His spirit lives on in this West End temple of all things Teddy, from the black-walnut interior designed by Kaplan Thompson Architects to the menus, coasters and signs crafted by brand-design studio Might & Main.
Both are based in Portland — Bon Appétit magazine’s 2018 Restaurant City of the Year and 2019 Best-Ever Vacation Spot — and where restaurant owners are increasingly focusing on looks as well as taste.
“Because it’s such a high bar for food in Portland, restaurants want every edge,” says Jamie Broadbent, Kaplan Thompon’s chief restaurant architect. “The space has to be dynamite as well.”
While some restaurateurs hire architects only as consultants or for required permitting, others are splashing out on creative décor or design. Permitting alone can cost around $10,000. Design services not including construction typically run between $15,000 and $35,000.

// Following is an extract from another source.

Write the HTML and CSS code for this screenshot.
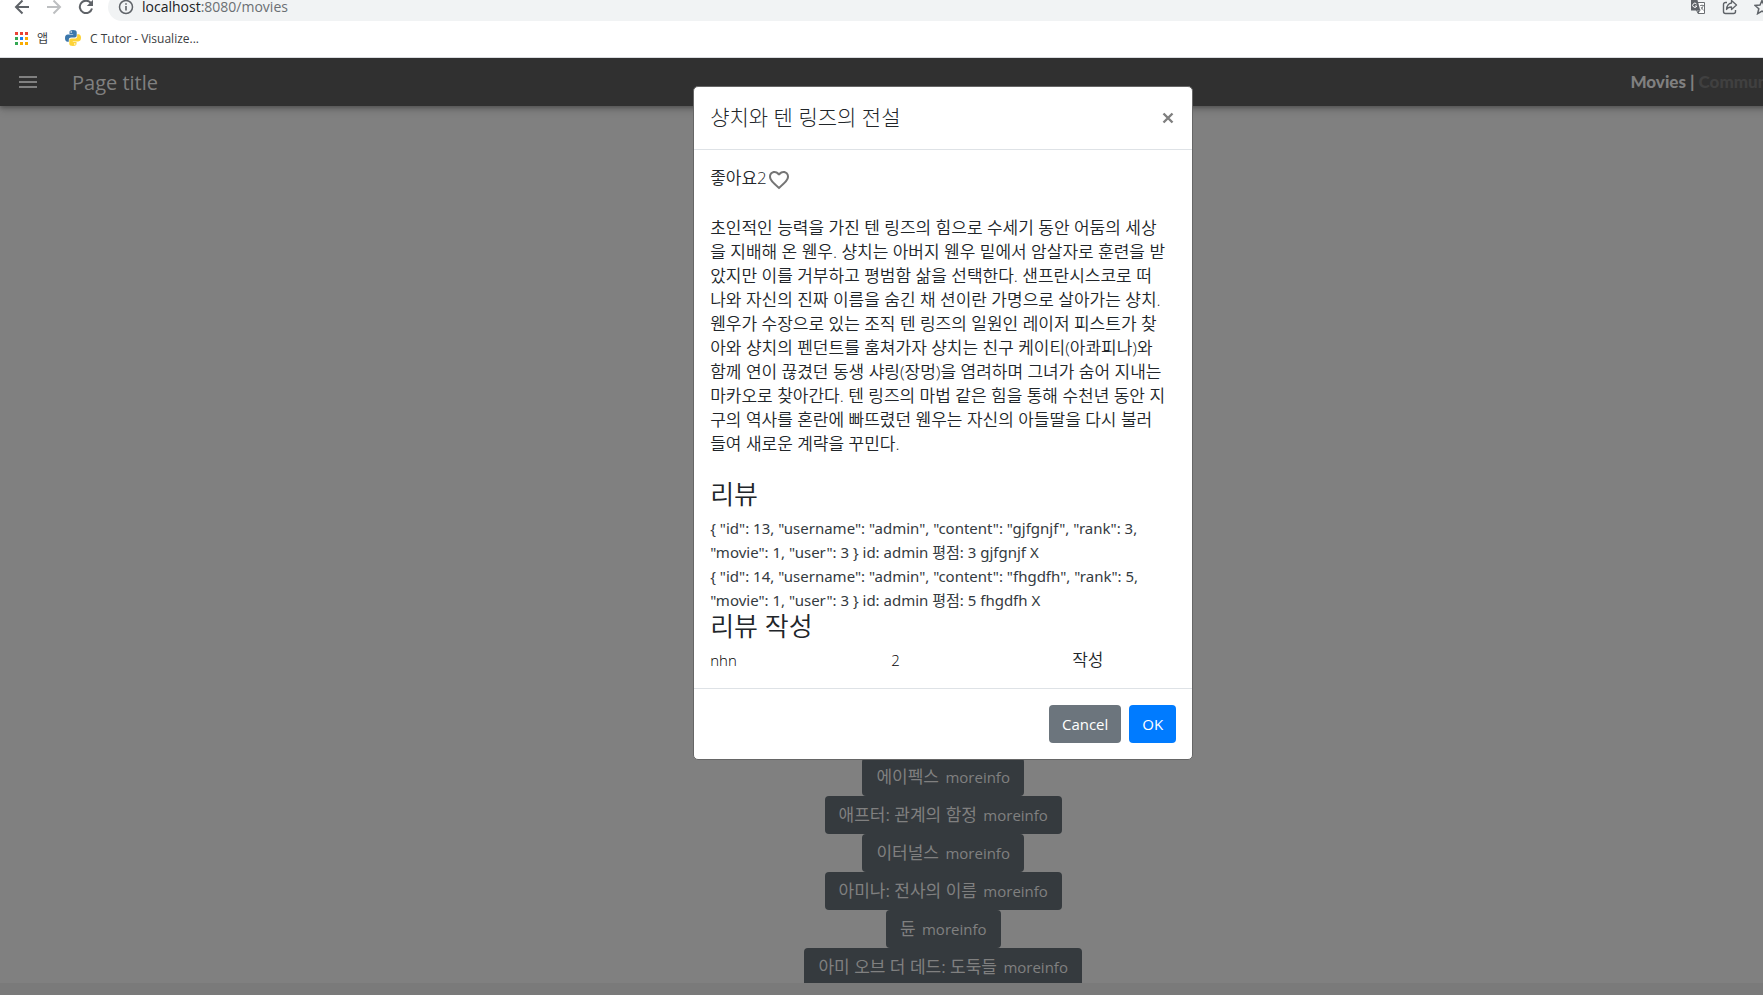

As one of Portland’s only architectural firms with a restaurant specialty, Kaplan Thompson has a growing client roster that extends to Biddeford and Boston. Might & Main, whose local clients include Eventide Oyster Co., Duckfat, Crown Jewel and Evo Kitchen + Bar, is equally busy.
David Matero Architecture, based in Bath, is a small full-service firm that also does a lot of restaurant work. Its portfolio includes O’Reilly’s Cure Restaurant and Bar in Scarborough and two Kennebunk projects for Shipyard Brewing Co.’s Fred Forsley, including the brand-new Live Café.
Given the competitiveness and volatility of the restaurant business, the architecture firm’s founder and principal David Matero notes that not all owners have a lot to spend on decor or lighting, forcing designers to be more resourceful.
“Typically in our architecture,” he says, “we do as much as we can with as little as they can afford.”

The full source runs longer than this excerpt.